_Exercise details_
What is the number of lines containing the word "page"? Please answer with that number and nothing more.

_Data_
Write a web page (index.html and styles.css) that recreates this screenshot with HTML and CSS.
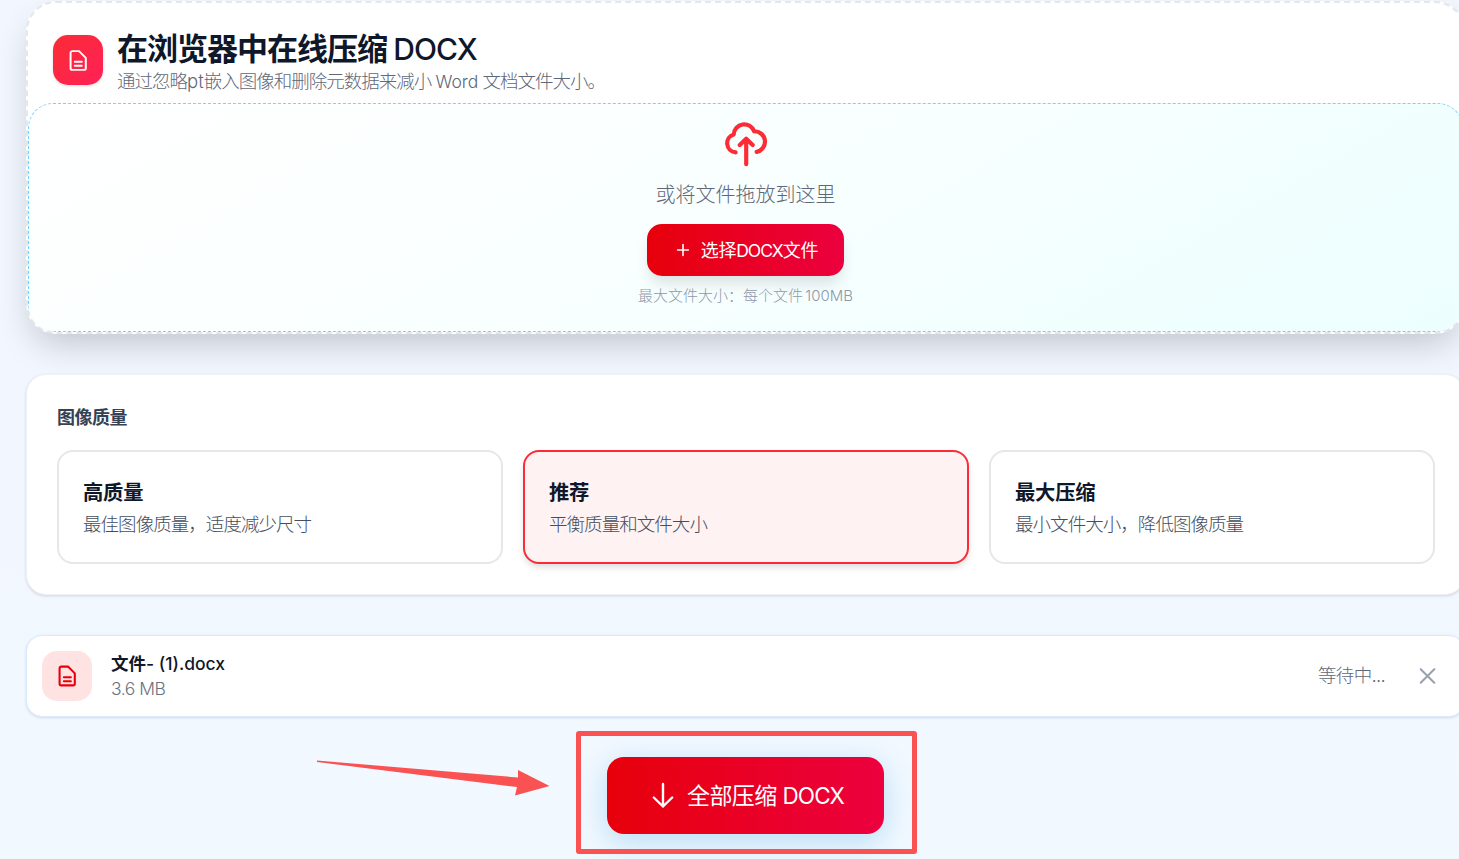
FILE: index.html
```html
<!DOCTYPE html>
<html lang="zh-CN">
<head>
  <meta charset="UTF-8" />
  <title>在线压缩 DOCX</title>
  <link rel="stylesheet" href="styles.css">
</head>
<body>
  <main class="page">

    <!-- 上传卡片 -->
    <section class="upload-card">
      <header class="tool-header">
        <div class="tool-icon">
          <svg width="25" height="25" viewBox="0 0 24 24" fill="none" stroke="currentColor" stroke-width="1.9" stroke-linecap="round" stroke-linejoin="round"><path d="M12.500 3H6A1.600 1.600 0 0 0 4.400 4.600v14.800A1.600 1.600 0 0 0 6 21h11.400a1.600 1.600 0 0 0 1.600-1.600V9.500zM8.500 13.200h6.700M8.500 17h6.700"/></svg>
        </div>
        <div>
          <h1>在浏览器中在线压缩 <span class="latin">DOCX</span></h1>
          <p class="tool-desc">通过忽略<span class="pt">pt</span>嵌入图像和删除元数据来减小 <span class="word">Word</span> 文档文件大小。</p>
        </div>
      </header>
      <div class="drop-zone">
        <svg class="cloud" width="50" height="50" viewBox="0 0 24 24" fill="none" stroke="currentColor" stroke-width="2" stroke-linecap="round" stroke-linejoin="round"><path d="M7 16a4.400 4.400 0 0 1-.9-8.600A5.050 5.050 0 0 1 15.900 5.900h.1a5 5 0 0 1 1.100 9.900M15.200 12.500 12.100 9.500l-3.100 3M12.100 9.700v12"/></svg>
        <p class="drop-text">或将文件拖放到这里</p>
        <button class="btn btn-select">
          <svg width="20" height="20" viewBox="0 0 20 20" fill="none" stroke="currentColor" stroke-width="1.6" stroke-linecap="round"><path d="M10 4.6v10.8M4.6 10h10.8"/></svg>
          <span class="btn-label">选择<span class="latin">DOCX</span>文件</span>
        </button>
        <p class="drop-hint">最大文件大小：每个文件 <span class="size">100MB</span></p>
      </div>
    </section>

    <!-- 图像质量 -->
    <section class="quality-card">
      <h2>图像质量</h2>
      <div class="options">
        <div class="option">
          <h3>高质量</h3>
          <p>最佳图像质量，适度减少尺寸</p>
        </div>
        <div class="option selected">
          <h3>推荐</h3>
          <p>平衡质量和文件大小</p>
        </div>
        <div class="option">
          <h3>最大压缩</h3>
          <p>最小文件大小，降低图像质量</p>
        </div>
      </div>
    </section>

    <!-- 文件列表 -->
    <section class="file-row">
      <div class="file-icon">
        <svg width="25" height="25" viewBox="0 0 24 24" fill="none" stroke="currentColor" stroke-width="2" stroke-linecap="round" stroke-linejoin="round"><path d="M12.500 2.500H6A1.600 1.600 0 0 0 4.400 4.100v14.800A1.600 1.600 0 0 0 6 20.500h11.400a1.600 1.600 0 0 0 1.600-1.600V9zM8.500 12.700h6.700M8.500 16.500h6.700"/></svg>
      </div>
      <div class="file-info">
        <p class="file-name"><b>文件</b>- (1).docx</p>
        <p class="file-size">3.6 MB</p>
      </div>
      <span class="status">等待中...</span>
      <svg class="close" width="25" height="25" viewBox="0 0 24 24" fill="none" stroke="currentColor" stroke-width="2" stroke-linecap="round"><path d="M5.500 5l13 13M18.500 5l-13 13"/></svg>
    </section>

    <div class="actions">
      <button class="btn btn-compress">
        <svg width="30" height="30" viewBox="0 0 30 30" fill="none" stroke="currentColor" stroke-width="2.400" stroke-linecap="round" stroke-linejoin="round"><path d="M16 3v22.500M6.800 16.500l9.200 9 9.200-9"/></svg>
        <span class="btn-label">全部压缩 <span class="latin">DOCX</span></span>
      </button>
    </div>
  </main>

  <!-- 标注 -->
  <div class="mark-box"></div>
  <svg class="mark-arrow" width="236" height="37" viewBox="0 0 236 37"><path d="M1 .5 202 17.500V10L233.500 26 199 35.500 201 27 1 2z" fill="#fa5252"/></svg>
</body>
</html>
```
FILE: styles.css
```css
* {
  box-sizing: border-box;
}

body {
  margin: 0;
  position: relative;
  width: 1459px;
  height: 859px;
  overflow: hidden;
  background: linear-gradient(180deg, #f1f6ff 0%, #f2f7ff 65%, #f1f9ff 100%);
  font-family: Inter, "Noto Sans CJK SC", sans-serif;
  font-weight: 300;
  color: #0f172a;
}

h1, h2, h3, p {
  margin: 0;
}

svg {
  flex: none;
}

.page {
  width: 1439px;
  margin-left: 26px;
  padding-top: 1px;
}

/* 上传卡片 */
.upload-card {
  height: 333px;
  display: flex;
  flex-direction: column;
  background: #fff;
  border: 2px dashed #e5e7eb;
  border-radius: 30px;
  overflow: hidden;
  box-shadow: 0 16px 36px -8px rgba(0, 0, 0, 0.22);
}

.tool-header {
  height: 100px;
  display: flex;
  gap: 14px;
  padding: 27px 25px 0;
}

.tool-icon {
  width: 50px;
  height: 50px;
  margin-top: 5px;
  display: flex;
  align-items: center;
  justify-content: center;
  color: #fff;
  background: linear-gradient(135deg, #fb2c36, #ff2056);
  border-radius: 15px;
  box-shadow: 0 1px 3px rgba(0, 0, 0, 0.15);
}

h1 {
  font-size: 31px;
  line-height: 37px;
  font-weight: 700;
  letter-spacing: -1px;
}

h1 .latin {
  font-size: 30px;
  font-weight: 500;
}

.tool-desc {
  font-size: 18.5px;
  line-height: 27px;
  letter-spacing: -1px;
  color: #5f6878;
}

.tool-desc .pt {
  letter-spacing: 0;
}

.tool-desc .word {
  font-size: 17.5px;
  letter-spacing: 0;
}

.drop-zone {
  flex: 1;
  display: flex;
  flex-direction: column;
  align-items: center;
  padding-top: 15px;
  border: 1px dashed #74d4ff;
  border-radius: 25px;
  background: linear-gradient(150deg, #fff 0%, #f8ffff 50%, #ecfeff 100%);
}

.cloud {
  color: #fb2c36;
}

.drop-text {
  margin-top: 11px;
  font-size: 20px;
  line-height: 30px;
  color: #5f6878;
}

.btn {
  display: flex;
  align-items: center;
  justify-content: center;
  border: none;
  color: #fff;
  font-family: inherit;
  background: linear-gradient(90deg, #e7000b, #ec003f);
}

.btn-label {
  padding-bottom: 3px;
}

.btn-select {
  width: 197px;
  height: 52px;
  margin-top: 14px;
  gap: 8px;
  font-size: 18px;
  letter-spacing: -0.3px;
  border-radius: 15px;
  box-shadow: 0 10px 15px -3px rgba(0, 0, 0, 0.12);
}

.btn-select .latin {
  font-size: 17.5px;
  font-weight: 400;
  letter-spacing: -1px;
}

.drop-hint {
  margin-top: 9px;
  font-size: 15px;
  line-height: 22px;
  color: #8f98a8;
}

.drop-hint .size {
  margin-left: -2px;
}

/* 图像质量 */
.quality-card {
  height: 221px;
  margin-top: 40px;
  padding: 30px;
  background: #fff;
  border: 1px solid #eef1f6;
  border-radius: 20px;
  box-shadow: 0 1px 3px rgba(0, 0, 0, 0.14);
}

h2 {
  font-size: 18px;
  line-height: 26px;
  font-weight: 700;
  letter-spacing: -0.5px;
  color: #364153;
}

.options {
  display: grid;
  grid-template-columns: repeat(3, 446px);
  gap: 20px;
  margin-top: 19px;
}

.option {
  height: 114px;
  padding: 26px 24px 24px;
  border: 2px solid #e5e7eb;
  border-radius: 16px;
}

.option.selected {
  border-color: #fb2c36;
  background: #fef2f2;
  box-shadow: 0 4px 7px -1px rgba(0, 0, 0, 0.14);
}

h3 {
  font-size: 20.3px;
  line-height: 30px;
  font-weight: 700;
  letter-spacing: -0.2px;
}

.option p {
  margin-top: 3px;
  font-size: 18.5px;
  line-height: 26px;
  letter-spacing: -0.95px;
  color: #434e5e;
}

/* 文件列表 */
.file-row {
  height: 82px;
  margin-top: 40px;
  padding: 0 24px 0 15px;
  display: flex;
  align-items: center;
  background: #fff;
  border: 1px solid #dbeafe;
  border-radius: 16px;
  box-shadow: 0 1px 3px rgba(0, 0, 0, 0.12);
}

.file-icon {
  width: 50px;
  height: 50px;
  display: flex;
  align-items: center;
  justify-content: center;
  color: #e7000b;
  background: #ffe2e2;
  border-radius: 15px;
}

.file-info {
  margin-left: 19px;
  flex: 1;
}

.file-name {
  font-size: 17.5px;
  line-height: 25px;
  font-weight: 500;
}

.file-size {
  font-size: 17.5px;
  line-height: 25px;
  letter-spacing: -0.5px;
  color: #6b7280;
}

.status {
  padding-bottom: 4px;
  font-size: 18.5px;
  letter-spacing: -0.7px;
  color: #5f6878;
}

.close {
  margin-left: 30px;
  color: #99a1af;
}

/* 压缩按钮 */
.actions {
  display: flex;
  justify-content: center;
  margin-top: 40px;
}

.btn-compress {
  width: 277px;
  height: 77px;
  gap: 10px;
  font-size: 23px;
  font-weight: 400;
  letter-spacing: -0.6px;
  border-radius: 17px;
  box-shadow: 0 8px 30px rgba(14, 140, 210, 0.25);
}

.btn-compress .latin {
  font-size: 22.5px;
  letter-spacing: -0.9px;
}

/* 标注 */
.mark-box {
  position: absolute;
  left: 576px;
  top: 731px;
  width: 341px;
  height: 123px;
  border: 5px solid #fa5252;
  border-radius: 3px;
}

.mark-arrow {
  position: absolute;
  left: 316px;
  top: 760px;
}
```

_Solution_
3